Mi piace parlare con le amiche. Mi piace e so che se ho un problema loro ci sono. Non è facile raccontarsi, non sempre, soprattutto, quando ci sono di mezzo i figli.

Gli uomini no, non parlano, non si confidano e se hanno un problema tendono a tenerlo per sé, come se fosse una questione di forza.

In realtà macinano tristezza e non si accorgono del carico a cui sottopongono le persone che hanno a fianco, ovvero, le mogli.

In questo, noi siamo più fortunate, ci hanno insegnato che parlare di sentimenti è una questione tutta femminile, siamo legittimate a farlo.

Dovrebbero esserlo anche i maschi e staremmo tutti meglio, magari le relazioni potrebbero finire tranquillamente e nessuno ci lascerebbe le penne, ma questa è un’altra storia e non è di questo che volevo parlarvi oggi.

Pensando ai figli, la scuola è sicuramente un elemento che destabilizza le reazioni all’interno della famiglia.

Quante volte ci troviamo a litigare con il nostro partner perché ci sentiamo tutto il carico addosso, oppure ci contraddice nel momento in cui riprendiamo i nostri figli?

È difficile capirsi e andare nella stessa direzione. Dentro ai nostri modi di agire ci sono le nostre storie e le nostre incapacità e nel conflitto con i figli affiorano tutte.

Così, a volte, oltre al carico del pargolo si aggiunge anche quello della relazione di coppia.

Di certo, quando abbiamo qualche casino, confidarsi con le amiche richiede coraggio, vuol dire accettare di mettersi a nudo e dire: non mi sento capace.

Ecco, credo che questa sia una grande possibilità per ognuna di noi, quella di poterne parlare, poter esprimere il disagio dell’essere madri.

La cosa buffa è che in quei momenti abbiamo quel senso di onnipotenza che ci frega: pensiamo che tutto dipenda da noi.

Portiamo i loro insuccessi sulla nostra schiena e siamo noi quelle che ci sentiamo fallite per non aver fatto un buon lavoro.

Gli uomini non parlano, quindi, difficile capire cosa pensano, così, a volte, sulla schiena portiamo pure i loro silenzi e la loro negazione del problema.

Io so una cosa, possiamo prodigarci per i nostri pargoli, dannarci, perché, stanno perdendo anni di scuola o sono chiusi in casa o escono troppo e il loro futuro ci è incerto, però, dobbiamo sempre cercare di tenere a mente due cose, la prima è che non possiamo salvarli, neppure noi che siamo le madri, la seconda è che quel sentimento di onnipotenza ( io lo salverò) è lo stesso che ci rende vittime e ci fa agire come se fossimo dei criceti su una ruota.

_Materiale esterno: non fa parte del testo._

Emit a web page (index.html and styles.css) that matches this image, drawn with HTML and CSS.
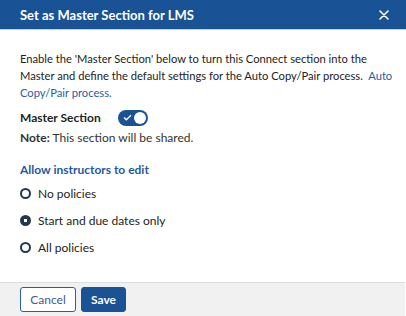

Difficile lasciare andare, sottrarsi al gioco del massacro, per questo servono le amiche, per ricordarci che siamo tutte sulla stessa barca, tutte fallibili con figli fallibili, anche quelli in linea retta, quindi, nessun privilegio di incapacità materna.

La verità è che ha detto bene una mia cara amica: non ci sono consigli. Si naviga davvero a vista. Non c’è un modo per essere una buona madre.

Forse, invece di cercare soluzioni per tutti, manlevando gli altri ( figli e mariti) dalle proprie responsabilità, a volte, si dovrebbe stare ferme.

Siamo compagne di strada, questo vorrei dire a chi si sente incapace. Lo sforzo è lo stesso. Le disavventure fanno parte del percorso. Non potrebbe essere diverso.

Dovremmo essere clementi con noi stesse e con le madri che siamo.

Possiamo iniziare da qui ogni volta che ci sentiamo perse.

E l’amicizia, come la carezza che vorremmo, dovrebbe ricordarcelo.

Questo è il suo compito. Il nostro quello di prenderci una pausa e respirare che il mondo va avanti lo stesso e i figli pure.